Addio presidentissimo Romano. L’ultimo ritratto di Aringhieri

Storico patron rossoblu portò la Nazionale di Sacchi nel ‘Pollaio’

Romano Aringhieri, 84 anni, ha trascinato il Ponsacco dall’Interregionale alla serie C2. Ma riuscì anche a portare in paese la Nazionale di Arrigo Sacchi

Romano Aringhieri, 84 anni, ha trascinato il Ponsacco dall’Interregionale alla serie C2. Ma riuscì anche a portare in paese la Nazionale di Arrigo Sacchi

Ponsacco, 24 giugno 2016 - A far mattoni a Chivasso, tre mesi l’anno per campare. Nell’Italia del 1932, fra una guerra e l’altra, il viaggio era lungo e difficile: i migranti eravamo noi. Ecco perché Romano Aringhieri era nato in Piemonte: la sua famiglia vendeva il pesce per nove mesi e negli altri tre impastava mattoni vicino a Torino. Figlio della fatica e poi imprenditore di successo. Persona amata e criticata. Osannata e perfino discussa. Aringhieri era una leggenda anche prima che ieri, alle 12, chiudesse per l’ultima volta gli occhi. E nelle leggende, è noto, tutto si espande, il vero si confonde con il verosimile. Tutti lo conoscevano. Tutti avevano un episodio che portava a lui. Tutti avevano un’opinione, spesso discordante.
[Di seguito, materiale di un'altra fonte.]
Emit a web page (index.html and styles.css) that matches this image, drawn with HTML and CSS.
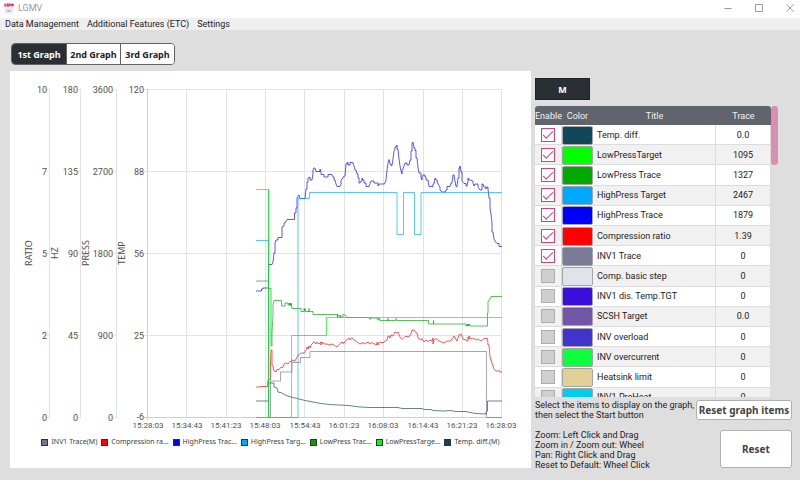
FILE: index.html
```html
<!DOCTYPE html>
<html lang="en">
<head>
<meta charset="utf-8">
<meta name="viewport" content="width=device-width, initial-scale=1">
<title>LGMV</title>
<link rel="stylesheet" href="styles.css">
</head>
<body>
<header class="titlebar">
  <svg class="logo" width="10" height="12" viewBox="0 0 10 12" aria-hidden="true">
    <rect x="0.5" y="0.5" width="9" height="11" rx="2" fill="#ececec"/>
    <rect y="1" width="10" height="4" fill="#f6c3d2"/>
    <path d="M1 2v2h1M4.500 2H3v2h1.500V3M5.500 4V2l1 1 .8-1v2M8.200 2l.5 2 .6-2" fill="none" stroke="#d1195b" stroke-width=".9"/>
    <path d="M3 9h4" stroke="#999"/>
  </svg>
  <span class="app-name">LGMV</span>
  <div class="window-buttons">
    <button type="button" aria-label="Minimize"><svg width="8" height="8" viewBox="0 0 8 8"><path d="M0.500 4.500h7"/></svg></button>
    <button type="button" aria-label="Maximize"><svg width="8" height="8" viewBox="0 0 8 8"><path d="M.5.500h7v7h-7z"/></svg></button>
    <button type="button" aria-label="Close"><svg width="8" height="8" viewBox="0 0 8 8"><path d="M.5.500l7 7m0-7l-7 7"/></svg></button>
  </div>
</header>
<nav class="menubar">
  <a href="#data">Data Management</a>
  <a href="#features">Additional Features (ETC)</a>
  <a href="#settings">Settings</a>
</nav>
<main class="workspace">
  <section class="graph-column">
    <div class="tabs">
      <button type="button" class="tab active">1st Graph</button>
      <button type="button" class="tab">2nd Graph</button>
      <button type="button" class="tab">3rd Graph</button>
    </div>
    <div class="chart-panel">
      <svg class="chart" viewBox="10 71 521 363">
        <g class="grid">
          <path d="M186.500 89V417M226.500 89V417M265.500 89V417M304.500 89V417M344.500 89V417M383.500 89V417M423.500 89V417M462.500 89V417M501.500 89V417"/>
          <path d="M144 89.500H502M144 171.500H502M144 253.500H502M144 335.500H502"/>
          <path d="M49.500 89V417M47 89.500h3M47 171.500h3M47 253.500h3M47 335.500h3M47 417.500h3"/>
          <path d="M80.500 89V417M78 89.500h3M78 171.500h3M78 253.500h3M78 335.500h3M78 417.500h3"/>
          <path d="M116.500 89V417M114 89.500h3M114 171.500h3M114 253.500h3M114 335.500h3M114 417.500h3"/>
          <path class="axis" d="M147.500 89V420M144 417.500H502"/>
        </g>
        <g class="ticks-y">
          <text x="47" y="93">10</text><text x="47" y="175">7</text><text x="47" y="257">5</text><text x="47" y="339">2</text><text x="47" y="421">0</text>
          <text x="78" y="93">180</text><text x="78" y="175">135</text><text x="78" y="257">90</text><text x="78" y="339">45</text><text x="78" y="421">0</text>
          <text x="113" y="93">3600</text><text x="113" y="175">2700</text><text x="113" y="257">1800</text><text x="113" y="339">900</text><text x="113" y="421">0</text>
          <text x="144" y="93">120</text><text x="144" y="175">88</text><text x="144" y="257">56</text><text x="144" y="339">25</text><text x="144" y="420">-6</text>
        </g>
        <g class="axis-names">
          <text transform="translate(32 253) rotate(-90)">RATIO</text>
          <text transform="translate(58 253) rotate(-90)">HZ</text>
          <text transform="translate(89 253) rotate(-90)">PRESS</text>
          <text transform="translate(125 253) rotate(-90)">TEMP</text>
        </g>
        <g class="ticks-x">
          <text x="148" y="428">15:28:03</text><text x="187" y="428">15:34:43</text><text x="226" y="428">15:41:23</text><text x="265" y="428">15:48:03</text><text x="305" y="428">15:54:43</text><text x="344" y="428">16:01:23</text><text x="383" y="428">16:08:03</text><text x="423" y="428">16:14:43</text><text x="462" y="428">16:21:23</text><text x="501" y="428">16:28:03</text>
        </g>
        <g class="traces">
          <path stroke="#74748f" d="M256 417.500H270.500V381H280.500V372H292V362.500H300.500V357.500H310V351.500H486.500V417.500H502"/>
          <path stroke="#0f4458" d="M256 401H268.500V383H274V387L277 388L278 392L282 393L285 395L291 397L297 398.500L305 400.500L313 402L321 403.500L330 404.500L348 405.500L360 407L370 407.500H398L402 408.500H422L424 409.500H431L433 410.500L444 411L450 410.500L456 411.500H466L470 412.500L476 413.500L486 414V412L487.500 411V401H502"/>
          <path stroke="#f00" d="M256 387H261V386.500H267.500L268 379.500H270.500V361L271 350L272 350V365L273 366L274 371L276 372L277 369.500H279L281 367L283 367.500L284 364L286 363L288 364L290 361.500H292V360H293L294 361H295L297 357L298 356L300 353.500L302 353H304L306 350L307 347L308 349L309 346L310 348L311 345L313 343L314 341.500L316 344L317 342L319 344L321 342V345L322 342L324 344H327L329 345L332 344L334 345L337 347L339 345L341 342.500H343V343.500L345 342L347 339L350 338.500V340L352 337.500L354 340L356 341L358 343L360 344L363 342.500L364 344L367 342.500H369L370 344L372 342.500L374 344L377 344.500V342L378 345L379 342.500H384L385 341L387 340L388 336H389L390 338L391 335L393 336L395 332L397 333L398 332L400 337L402 339.500L405 336.500H409L411 334L412 330L414 330L415 332L417 333L418 338L421 340L422 338.500L424 342L426 340L428 341.500L430 340L432 341L433 338V344L434 340L436 338.500L439 341L444 343L447 341L450 341L453 338L454 336L457 341L459 335L461 334L463 339L466 340L468 341V337L469 339V336L471 339L473 338L476 340L478 339L481 341L484 338.500H487.500L488 345H489L490 357L492 363L494 369L496 371L500 371V372H502"/>
          <path stroke="#00f" d="M256 291H261.500V289H263V288H268.500V264.500H272L273 262L274 253H275V243L276 240H278V237.500H282V227L284 226V223H285L286 221L287 219.500H294.500V213H296V208H297V198L299 195L300 198.500H305L306 189H307V182H308V178L310 177V180H312L313 173V170L314 168H315L316 171.500H320V169L321 172V174.500H324V177H328V174.500H332L333 177H334V180H335L336 184L337 186.500H340L341 184V180L343 178V177L345 176L346 164H347V162.500H348V165H350V162.500H353L354 166L355 170H356L357 174H358V178H359V183H360L361 181H362V178L363 180H364V183H366V186.500H369L370 183.500L371 181H374V183H378V186L379 184H384.500L386 180L387 170L388 163L389 159.500L390 164H391V165.500H392L393 159L394 151L395 149V147H396L397 145V149H398L399 159L400 166L401 171L402 174V171L403 169L404 166L405 163H407V165H409L410 160H411V151H412L412 143L413 142L414 148H415V150.500H416V158H417L418 168L419 173H421V178L422 180V177L423 175H425V177H426V180H428L429 186.500H433V184H434L435 178L436 180H437L438 184L440 187V190L442 192H445L446 190H447V186.500H450L451 183H452L453 175H454L455 181L456 186.500H457L458 178H459V168H460V166L461 172H462V181L464 183.500H466V186H467L468 181V178L469 180H471L472 181H473V183L474 186L475 184H478V187L480 190H482V184H483L484 187H486V189L487 187H488V189L489 198H490V208L491 214L492 223V232H493L494 239L495 241L497 243.500H499V246.500H502"/>
          <path stroke="#00a8ff" d="M256 240.500H268.500V417.500H298V198.500H309.500V192.500H397V234.500H403.500V192.500H414.500V234.500H421V192.500H502"/>
          <path stroke="#00a000" d="M256 281H268.500V288.500H271V345L272 346V333L273 315V305L274 300.500H281.500V306H285V303H288V305H289V303L290 305V303L291 306V303L292 308.500H301V311.500H304V308.500L305 311V308.500V311.500H309V308.500V311.500H313V314.500H337.500V317.500V314.500L340 317.500V315L341 317H343V314.500L345 315L347 317.500H369L370 319.500V318H376L378 318.500V320H379V318L380 320.500H388V318.500V320.500H396V318.500L397 320.500H428.500V324H433.500V320.500V324H466V326H467V324L468 326V324L469 326V324L470 326H487.500V313H488V301L490 299.500L491 296.500H502"/>
          <path stroke="#00f000" d="M256 189.500H268.500V417.500H291.500V335.500H326.500V317.500H502"/>
          <path stroke="#00e020" d="M268.500 189V417"/>
        </g>
      </svg>
      <ul class="legend">
        <li style="--c:#74748f">INV1 Trace(M)</li>
        <li style="--c:#ff0000">Compression ra…</li>
        <li style="--c:#0000ff">HighPress Trac…</li>
        <li style="--c:#00a8ff">HighPress Targ…</li>
        <li style="--c:#00a000">LowPress Trac…</li>
        <li style="--c:#00ff00">LowPressTarge…</li>
        <li style="--c:#0f4458">Temp. diff.(M)</li>
      </ul>
    </div>
  </section>
  <aside class="side">
    <button type="button" class="unit">M</button>
    <div class="list">
      <div class="list-view">
        <table>
          <thead><tr><th class="c-enable">Enable</th><th class="c-color">Color</th><th>Title</th><th class="c-trace">Trace</th></tr></thead>
          <tbody>
            <tr><td><input type="checkbox" id="i1" checked></td><td><span class="swatch" style="--c:#124659"></span></td><td><label for="i1">Temp. diff.</label></td><td>0.0</td></tr>
            <tr><td><input type="checkbox" id="i2" checked></td><td><span class="swatch" style="--c:#00ff00"></span></td><td><label for="i2">LowPressTarget</label></td><td>1095</td></tr>
            <tr><td><input type="checkbox" id="i3" checked></td><td><span class="swatch" style="--c:#00aa00"></span></td><td><label for="i3">LowPress Trace</label></td><td>1327</td></tr>
            <tr><td><input type="checkbox" id="i4" checked></td><td><span class="swatch" style="--c:#00a8ff"></span></td><td><label for="i4">HighPress Target</label></td><td>2467</td></tr>
            <tr><td><input type="checkbox" id="i5" checked></td><td><span class="swatch" style="--c:#0000ff"></span></td><td><label for="i5">HighPress Trace</label></td><td>1879</td></tr>
            <tr><td><input type="checkbox" id="i6" checked></td><td><span class="swatch" style="--c:#ff0000"></span></td><td><label for="i6">Compression ratio</label></td><td>1.39</td></tr>
            <tr><td><input type="checkbox" id="i7" checked></td><td><span class="swatch" style="--c:#7b7b98"></span></td><td><label for="i7">INV1 Trace</label></td><td>0</td></tr>
            <tr><td><input type="checkbox" id="i8"></td><td><span class="swatch" style="--c:#e0e4ea"></span></td><td><label for="i8">Comp. basic step</label></td><td>0</td></tr>
            <tr><td><input type="checkbox" id="i9"></td><td><span class="swatch" style="--c:#3a0edb"></span></td><td><label for="i9">INV1 dis. Temp.TGT</label></td><td>0</td></tr>
            <tr><td><input type="checkbox" id="i10"></td><td><span class="swatch" style="--c:#7056a4"></span></td><td><label for="i10">SCSH Target</label></td><td>0.0</td></tr>
            <tr><td><input type="checkbox" id="i11"></td><td><span class="swatch" style="--c:#4233cf"></span></td><td><label for="i11">INV overload</label></td><td>0</td></tr>
            <tr><td><input type="checkbox" id="i12"></td><td><span class="swatch" style="--c:#0cff3c"></span></td><td><label for="i12">INV overcurrent</label></td><td>0</td></tr>
            <tr><td><input type="checkbox" id="i13"></td><td><span class="swatch" style="--c:#e0d096"></span></td><td><label for="i13">Heatsink limit</label></td><td>0</td></tr>
            <tr><td><input type="checkbox" id="i14"></td><td><span class="swatch" style="--c:#00ceec"></span></td><td><label for="i14">INV1 PreHeat</label></td><td>0</td></tr>
          </tbody>
        </table>
      </div>
      <div class="thumb"></div>
    </div>
    <div class="help-row">
      <p>Select the items to display on the graph,<br>then select the Start button</p>
      <button type="button" class="btn reset-items">Reset graph items</button>
    </div>
    <div class="help-row zoom-help">
      <p>Zoom: Left Click and Drag<br>Zoom in / Zoom out: Wheel<br>Pan: Right Click and Drag<br>Reset to Default: Wheel Click</p>
      <button type="button" class="btn reset">Reset</button>
    </div>
  </aside>
</main>
</body>
</html>
```
FILE: styles.css
```css
* { box-sizing: border-box; }
body {
  margin: 0;
  min-height: 100vh;
  background: #dedede;
  color: #222;
  font: 9px/12px Roboto, "Noto Sans", sans-serif;
}
button { font: inherit; color: inherit; padding: 0; cursor: pointer; }
p { margin: 0; }

.titlebar { display: flex; align-items: center; height: 18px; padding: 0 6px 2px 4px; background: #fff; }
.app-name { margin-left: 4px; color: #999; }
.window-buttons { display: flex; gap: 23px; margin-left: auto; }
.window-buttons button { display: flex; width: 8px; height: 8px; border: 0; background: none; }
.window-buttons path { fill: none; stroke: #9a9a9a; }

.menubar { display: flex; gap: 8px; height: 12px; padding: 0 5px; background: #efefef; }
.menubar a { color: #222; text-decoration: none; }

.workspace { display: grid; grid-template-columns: minmax(0, 1fr) 257px; column-gap: 4px; padding: 13px 8px 12px 10px; }

.tabs { display: flex; width: max-content; margin: 0 0 6px 1px; border: 1px solid #5d6468; border-radius: 4px; overflow: hidden; background: #fff; }
.tab { width: 54px; height: 20px; border: 0; border-left: 1px solid #5d6468; background: #fff; font: 700 9px "Noto Sans", sans-serif; }
.tab:first-child { border-left: 0; }
.tab.active { background: #2a2f33; color: #fff; }

.chart-panel { background: #fff; padding-bottom: 20px; }
.chart { display: block; width: 100%; height: auto; font-size: 9px; }
.chart text { fill: #505050; }
.grid path { fill: none; stroke: #e3e3e3; }
.grid .axis { stroke: #cfcfcf; }
.ticks-y { text-anchor: end; }
.ticks-x, .axis-names { text-anchor: middle; }
.ticks-x { font-size: 8px; }
.axis-names { font-family: "Noto Sans", sans-serif; }
.traces path { fill: none; stroke-opacity: .65; }
.legend { display: flex; justify-content: center; gap: 4px; margin: 0; padding: 2px 0 0; list-style: none; font: 7px/12px "Noto Sans", sans-serif; color: #404040; white-space: nowrap; }
.legend li { display: flex; align-items: center; gap: 3px; }
.legend li::before { content: ""; width: 5px; height: 5px; border: 1px solid #333; background: var(--c); }

.side { padding-top: 35px; }
.unit { display: block; width: 55px; height: 22px; margin-bottom: 6px; border: 1px solid #222; background: #2a2f33; color: #fff; font: 700 9px "Noto Sans", sans-serif; }
.list { display: flex; }
.list-view { width: 236px; height: 291px; overflow: hidden; border-radius: 3px 3px 0 0; }
.thumb { width: 7px; height: 59px; border-radius: 3px; background: #d990b0; }
table { width: 100%; height: 302px; table-layout: fixed; border-collapse: separate; border-spacing: 0; }
th, td { padding: 0; text-align: center; vertical-align: middle; }
th { height: 19px; background: #60646d; color: #f2f2f2; font-weight: 400; }
.c-enable { width: 27px; }
.c-color { width: 31px; }
.c-trace { width: 55px; }
td { height: 20px; background: #fff; border-bottom: 1px solid #dcdcdc; border-right: 1px solid #dcdcdc; }
tr:nth-child(even) td { background: #f1f1f1; }
td:nth-child(2) { border: 0; }
td:nth-child(3) { text-align: left; padding-left: 4px; }
.swatch { display: block; height: 19px; border: 1px solid #a5a5a5; border-radius: 2px; background: var(--c); }
input { appearance: none; display: grid; place-items: center; width: 14px; height: 14px; margin: 0 auto; border: 1px solid #adadad; background: #cfcfcf; }
input:checked { border-color: #d63f78; background: #fff; }
input:checked::after { content: ""; width: 9px; height: 4px; margin-bottom: 2px; border: solid #d63f78; border-width: 0 0 1px 1px; transform: rotate(-45deg); }

.help-row { display: flex; justify-content: space-between; align-items: flex-start; padding-top: 3px; line-height: 10px; white-space: nowrap; }
.help-row p { width: 0; flex: 1; }
.zoom-help { padding-top: 10px; }
.btn { flex: none; border: 1px solid #b0b0b0; border-radius: 3px; background: #fff; color: #444; font: 700 10px "Noto Sans", sans-serif; }
.reset-items { width: 96px; height: 20px; }
.reset { width: 72px; height: 38px; }
```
La «Fefa», mamma di Romano, in uno di quei viaggi in Piemonte, scoprì il business dei tessuti. Così aprì un negozio in viale della Rimembranza. E’ qui che Romano nasce, cresce e fa fortuna. Trasforma la bottega di abbigliamento in un ingrosso. Quindi si lancia nel commercio degli arazzi, dei tendaggi e dei tappeti. Il suo patrimonio cresce. Il padre era stato presidente del Ponsacco e Aringhieri ne segue le orme.

Ed è anche grazie a quella magica palla che rotola che Romano diventa un personaggio che travalica i confini del paese. Con lui i rossoblu vivono l’epoca d’oro. Nel 1989 salgono in serie C2 e vi restano fino al 1997. Il calcio unisce ancor di più la Città del Mobile e la divide da Pontedera. Aringhieri è il nemico giurato per quelli in riva all’Era e l’alfiere della ponsacchinità. Così crescono intere generazioni. «Quanti ricordi – sospira il figlio Umberto, attuale direttore sportivo del Tuttocuoio – e quanti aneddoti potrei raccontare. Come quella volta che volevamo vendere Pilleddu alla Ternana di Carlo Osti, ma lui non voleva cedere i giocatori a gennaio. Così lasciò me, suo figlio, e Bruno Sabatini a piedi in mezzo alla strada».

«O come quando, nello spareggio con il Giorgione, dovevamo vincere per forza e restammo invece subito in dieci uomini – racconta ancora Umberto –. Allora disperato salì in auto e andò verso casa. Ma fu fermato dalla polizia proprio quando il Ponsacco segnò il gol della vittoria ed esultò davanti agli agenti: ‘Fatemi pure la multa! Non importa!’». O come quando, dopo una vittoria, arrivava nel bar del paese e offriva da bere a tutti. «Senza dimenticare quando si nascondeva nel gabbiotto dello stadio per non vedere quello che stava avvenendo in campo. E Ghelli, contro il Livorno, non gli disse che l’arbitro aveva assegnato un rigore per i labronici. Rigore che loro sbagliarono, ma quando lui lo scoprì si arrabbiò di brutto». Aringhieri poi è riuscito in un’impresa che nessuno potrà più ripetere.

Portò la nazionale italiana di Arrigo Sacchi nel ‘Pollaio’ dove si giocò una storica amichevole. Era il 5 ottobre 1995, finì 6-0 per gli azzurri, ma Pilleddu colpì un legno. Il videoservizio della Rai ancora oggi è conservato nelle case di tanti ponsacchini.

Aringhieri, cedute le ditte e il Ponsacco (due anni dopo la retrocessione), si lanciò nel settore immobiliare. Prima comprando e vendendo case e uffici, poi costruendo in prima persona. Come la Galleria che porta il suo nome all’ingresso del paese. Paese che oggi si riunirà, con il figlio Umberto e la figlia Sandra (noto avvocato), per l’ultimo saluto alle 15.30. «Un personaggio carismatico – scrive il Ponsacco calcio – che riusciva a trascinare tutti dai più piccoli ai più grandi, trasformando il Comunale nel cosiddetto “Pollaio” come amava chiamarlo lui. Ciao Romano...». Ad accompagnarlo, nel suo ultimo viaggio, una cravatta e una sciarpa rossoblù. I colori di una vita.